The Proposed Residential Property Flipping Rule

23 May 2022 by Cris Best SpenceDrake Tax Law

The Residential Property Flipping deeming rule announced in the 2022 Federal Budget will not apply if the disposition of residential property is on account of a "life event". Accordingly, it appears that Canada Revenue Agency (CRA) has decided to officially recognize that taxpayers do not always buy and sell homes in relatively short periods solely to make a profit. In fact, many do so because of life circumstances.

For instance, a taxpayer might sell her condominium in order to purchase a home with her fiancé. When the relationship fails before the wedding, the house is sold and she then buys another condominium. A CRA auditor may recognize the buy and sell pattern and claim that the taxpayer was in the property flipping business. In practice, this is common and considering the average CRA auditors' willingness to increase taxable income at any opportunity, reasonable explanations are not always fairly considered at the audit stage.

Under normal circumstances, if an owner-occupied residence is sold, any increase in price will be reported and taxed as a capital gain or the principal residence exemption is claimed. If it is the former, only 50% of the gain is subject to tax. If the property you sell is your principal residence, then you do not pay tax. In contrast, if a gain is taxed as business income, 100% is subject to tax. CRA auditors target this discrepancy in an attempt to assess profit as business income and increase tax recovered.

When disputing such assessments, it is up to the taxpayer to prove that they were not involved in the business of flipping properties for profit.
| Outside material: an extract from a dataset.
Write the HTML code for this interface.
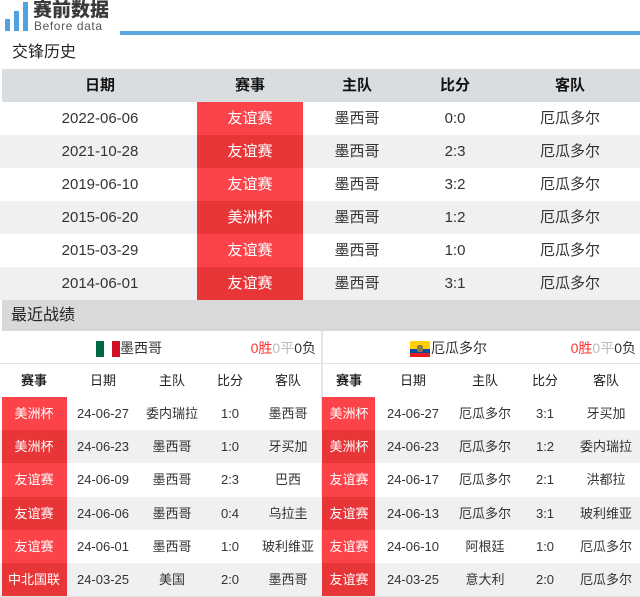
<!DOCTYPE html>
<html><head><meta charset="utf-8"><style>
*{margin:0;padding:0;box-sizing:border-box}
body{width:640px;height:597px;overflow:hidden;background:#fff;font-family:"Liberation Sans","Noto Sans CJK SC",sans-serif;position:relative;color:#333}
.a{position:absolute}
.c{position:absolute;text-align:center;white-space:nowrap;transform:translateX(-50%)}
.row{position:absolute;left:0;height:33px;line-height:33px;font-size:15px}
.red1{background:#fc4349;color:#fff}
.red2{background:#e83538;color:#fff}
.g{background:#f0eff1}
.s{position:absolute;height:33px;line-height:33px;font-size:13px}
.t{position:absolute;font-size:14px;line-height:24px;white-space:nowrap}
</style></head><body>
<div class="a" style="left:5px;top:19px;width:5px;height:12px;background:#4fa3e0"></div>
<div class="a" style="left:14px;top:11px;width:5px;height:20px;background:#4fa3e0"></div>
<div class="a" style="left:23px;top:2px;width:5px;height:29px;background:#4fa3e0"></div>
<div class="a" style="left:33px;top:0px;font-size:19px;font-weight:900;color:#3a3a3a;line-height:21px">赛前数据</div>
<div class="a" style="left:34px;top:20px;font-size:12px;color:#555;line-height:12px;letter-spacing:0.6px">Before data</div>
<div class="a" style="left:120px;top:31px;width:520px;height:4px;background:#5aa7e2"></div>
<div class="a" style="left:12px;top:40px;font-size:16px;line-height:26px;color:#222">交锋历史</div>
<div class="a" style="left:2px;top:69px;width:638px;height:33px;background:#d9dde0"></div>
<div class="row" style="top:69px;width:640px;font-weight:bold;font-size:15px;color:#111">
<span class="c" style="left:100px">日期</span><span class="c" style="left:250px">赛事</span><span class="c" style="left:357px">主队</span><span class="c" style="left:455px">比分</span><span class="c" style="left:570px">客队</span></div>

<div class="row" style="top:102px;width:640px"><div class="a red1" style="left:197px;width:106px;height:33px"></div><span class="c" style="left:100px">2022-06-06</span><span class="c" style="left:250px;color:#fff">友谊赛</span><span class="c" style="left:357px">墨西哥</span><span class="c" style="left:455px">0:0</span><span class="c" style="left:570px">厄瓜多尔</span></div>
<div class="row g" style="top:135px;width:640px"><div class="a red2" style="left:197px;width:106px;height:33px"></div><span class="c" style="left:100px">2021-10-28</span><span class="c" style="left:250px;color:#fff">友谊赛</span><span class="c" style="left:357px">墨西哥</span><span class="c" style="left:455px">2:3</span><span class="c" style="left:570px">厄瓜多尔</span></div>
<div class="row" style="top:168px;width:640px"><div class="a red1" style="left:197px;width:106px;height:33px"></div><span class="c" style="left:100px">2019-06-10</span><span class="c" style="left:250px;color:#fff">友谊赛</span><span class="c" style="left:357px">墨西哥</span><span class="c" style="left:455px">3:2</span><span class="c" style="left:570px">厄瓜多尔</span></div>
<div class="row g" style="top:201px;width:640px"><div class="a red2" style="left:197px;width:106px;height:33px"></div><span class="c" style="left:100px">2015-06-20</span><span class="c" style="left:250px;color:#fff">美洲杯</span><span class="c" style="left:357px">墨西哥</span><span class="c" style="left:455px">1:2</span><span class="c" style="left:570px">厄瓜多尔</span></div>
<div class="row" style="top:234px;width:640px"><div class="a red1" style="left:197px;width:106px;height:33px"></div><span class="c" style="left:100px">2015-03-29</span><span class="c" style="left:250px;color:#fff">友谊赛</span><span class="c" style="left:357px">墨西哥</span><span class="c" style="left:455px">1:0</span><span class="c" style="left:570px">厄瓜多尔</span></div>
<div class="row g" style="top:267px;width:640px"><div class="a red2" style="left:197px;width:106px;height:33px"></div><span class="c" style="left:100px">2014-06-01</span><span class="c" style="left:250px;color:#fff">友谊赛</span><span class="c" style="left:357px">墨西哥</span><span class="c" style="left:455px">3:1</span><span class="c" style="left:570px">厄瓜多尔</span></div>

<div class="a" style="left:2px;top:300px;width:638px;height:31px;background:#d9d9d9"></div>
<div class="a" style="left:11px;top:302px;font-size:16px;line-height:27px;color:#222">最近战绩</div>

<div class="a" style="left:321px;top:331px;width:2px;height:266px;background:#e6e6e6"></div>
<div class="a" style="left:0;top:363px;width:640px;height:1px;background:#e3e3e3"></div>
<div class="a" style="left:0;top:596px;width:640px;height:1px;background:#e3e3e3"></div>

<div class="a" style="left:96px;top:341px;width:8px;height:16px;background:#006847"></div>
<div class="a" style="left:104px;top:341px;width:8px;height:16px;background:#fff"></div>
<div class="a" style="left:112px;top:341px;width:8px;height:16px;background:#ce1126"></div>
<div class="t" style="left:120px;top:336px">墨西哥</div>
<div class="t" style="right:324px;top:336px"><span style="color:#f33">0胜</span><span style="color:#bbb">0平</span><span>0负</span></div>
<div class="a" style="left:410px;top:341px;width:20px;height:8px;background:#ffd100"></div>
<div class="a" style="left:410px;top:349px;width:20px;height:4px;background:#034ea2"></div>
<div class="a" style="left:410px;top:353px;width:20px;height:4px;background:#ed1c24"></div>
<div class="a" style="left:417px;top:345px;width:6px;height:7px;background:#8a7a40;border-radius:2px"></div>
<div class="t" style="left:431px;top:336px">厄瓜多尔</div>
<div class="t" style="right:4px;top:336px"><span style="color:#f33">0胜</span><span style="color:#bbb">0平</span><span>0负</span></div>

<div class="s" style="top:364px;left:0;width:640px;color:#222">
<span class="c" style="left:34px;font-weight:bold">赛事</span><span class="c" style="left:103px">日期</span><span class="c" style="left:172px">主队</span><span class="c" style="left:230px">比分</span><span class="c" style="left:288px">客队</span>
<span class="c" style="left:349px;font-weight:bold">赛事</span><span class="c" style="left:413px">日期</span><span class="c" style="left:485px">主队</span><span class="c" style="left:545px">比分</span><span class="c" style="left:606px">客队</span></div>

<div class="s" style="top:397px;left:0;width:640px"><div class="a red1" style="left:2px;width:65px;height:33px"></div><div class="a red1" style="left:322px;width:53px;height:33px"></div>
<span class="c" style="left:34px;color:#fff">美洲杯</span><span class="c" style="left:103px">24-06-27</span><span class="c" style="left:172px">委内瑞拉</span><span class="c" style="left:230px">1:0</span><span class="c" style="left:288px">墨西哥</span>
<span class="c" style="left:349px;color:#fff">美洲杯</span><span class="c" style="left:413px">24-06-27</span><span class="c" style="left:485px">厄瓜多尔</span><span class="c" style="left:545px">3:1</span><span class="c" style="left:606px">牙买加</span></div>
<div class="s g" style="top:430px;left:0;width:640px"><div class="a red2" style="left:2px;width:65px;height:33px"></div><div class="a red2" style="left:322px;width:53px;height:33px"></div>
<span class="c" style="left:34px;color:#fff">美洲杯</span><span class="c" style="left:103px">24-06-23</span><span class="c" style="left:172px">墨西哥</span><span class="c" style="left:230px">1:0</span><span class="c" style="left:288px">牙买加</span>
<span class="c" style="left:349px;color:#fff">美洲杯</span><span class="c" style="left:413px">24-06-23</span><span class="c" style="left:485px">厄瓜多尔</span><span class="c" style="left:545px">1:2</span><span class="c" style="left:606px">委内瑞拉</span></div>
<div class="s" style="top:463px;left:0;width:640px"><div class="a red1" style="left:2px;width:65px;height:34px"></div><div class="a red1" style="left:322px;width:53px;height:34px"></div>
<span class="c" style="left:34px;color:#fff">友谊赛</span><span class="c" style="left:103px">24-06-09</span><span class="c" style="left:172px">墨西哥</span><span class="c" style="left:230px">2:3</span><span class="c" style="left:288px">巴西</span>
<span class="c" style="left:349px;color:#fff">友谊赛</span><span class="c" style="left:413px">24-06-17</span><span class="c" style="left:485px">厄瓜多尔</span><span class="c" style="left:545px">2:1</span><span class="c" style="left:606px">洪都拉</span></div>
<div class="s g" style="top:497px;left:0;width:640px"><div class="a red2" style="left:2px;width:65px;height:33px"></div><div class="a red2" style="left:322px;width:53px;height:33px"></div>
<span class="c" style="left:34px;color:#fff">友谊赛</span><span class="c" style="left:103px">24-06-06</span><span class="c" style="left:172px">墨西哥</span><span class="c" style="left:230px">0:4</span><span class="c" style="left:288px">乌拉圭</span>
<span class="c" style="left:349px;color:#fff">友谊赛</span><span class="c" style="left:413px">24-06-13</span><span class="c" style="left:485px">厄瓜多尔</span><span class="c" style="left:545px">3:1</span><span class="c" style="left:606px">玻利维亚</span></div>
<div class="s" style="top:530px;left:0;width:640px"><div class="a red1" style="left:2px;width:65px;height:33px"></div><div class="a red1" style="left:322px;width:53px;height:33px"></div>
<span class="c" style="left:34px;color:#fff">友谊赛</span><span class="c" style="left:103px">24-06-01</span><span class="c" style="left:172px">墨西哥</span><span class="c" style="left:230px">1:0</span><span class="c" style="left:288px">玻利维亚</span>
<span class="c" style="left:349px;color:#fff">友谊赛</span><span class="c" style="left:413px">24-06-10</span><span class="c" style="left:485px">阿根廷</span><span class="c" style="left:545px">1:0</span><span class="c" style="left:606px">厄瓜多尔</span></div>
<div class="s g" style="top:563px;left:0;width:640px"><div class="a red2" style="left:2px;width:65px;height:33px"></div><div class="a red2" style="left:322px;width:53px;height:33px"></div>
<span class="c" style="left:34px;color:#fff">中北国联</span><span class="c" style="left:103px">24-03-25</span><span class="c" style="left:172px">美国</span><span class="c" style="left:230px">2:0</span><span class="c" style="left:288px">墨西哥</span>
<span class="c" style="left:349px;color:#fff">友谊赛</span><span class="c" style="left:413px">24-03-25</span><span class="c" style="left:485px">意大利</span><span class="c" style="left:545px">2:0</span><span class="c" style="left:606px">厄瓜多尔</span></div>
</body></html>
In unfortunate cases, CRA will claim that the income from the sale(s) should have been reported as business income and then go further and if, for example, renovations were done to the property, characterize the taxpayer as a builder who should have collected and remitted GST/HST on the sale. A taxpayer may be considered to be a "builder" if the CRA considers the residential property sale to have occurred on account of a business and the taxpayer built or substantially renovated the property (or paid someone to do same). Considering the inflated value of Canadian homes, it is not unusual for the tax outcome to differ by the hundreds of thousands.

The new deeming rule proposed in the 2022 Federal Budget makes it easier for CRA to characterize a gain from a residential property sale as business income. It is intended to apply to residential property dispositions on or after January 1, 2023. If a property is owned for less than 12 months before sale, it is deemed to have been bought and sold for profit from a business. Therefore, the taxpayer cannot take advantage of the preferred capital gains tax rate or the principal residence exemption.

As mentioned, there are "life event" exceptions to the deeming rule that will apply if proven to the satisfaction of CRA or the Tax Court. For instance, if the disposition occurred on account of death or in anticipation of, the principal residence or capital gains characterization persists. Also, CRA recognizes that a taxpayer might purchase a larger property due to an addition to household (e.g., a child). Or if a property is sold due to breakdown of a marriage or common law partnership. The CRA will also not apply the deeming rule if the disposition occurred to due personal safety concerns (e.g., domestic violence), disability or illness, a change in employment, insolvency, and involuntary disposition (e.g., destruction due to a natural disaster).

Nevertheless, even if a taxpayer experiences a life event as contemplated, and the property was sold after 12 months, the burden remains to provide facts and arguments to CRA establishing that the proceeds of disposition are not income from a business.

The content of this article is intended to provide a general guide to the subject matter. Specialist advice should be sought about your specific circumstances.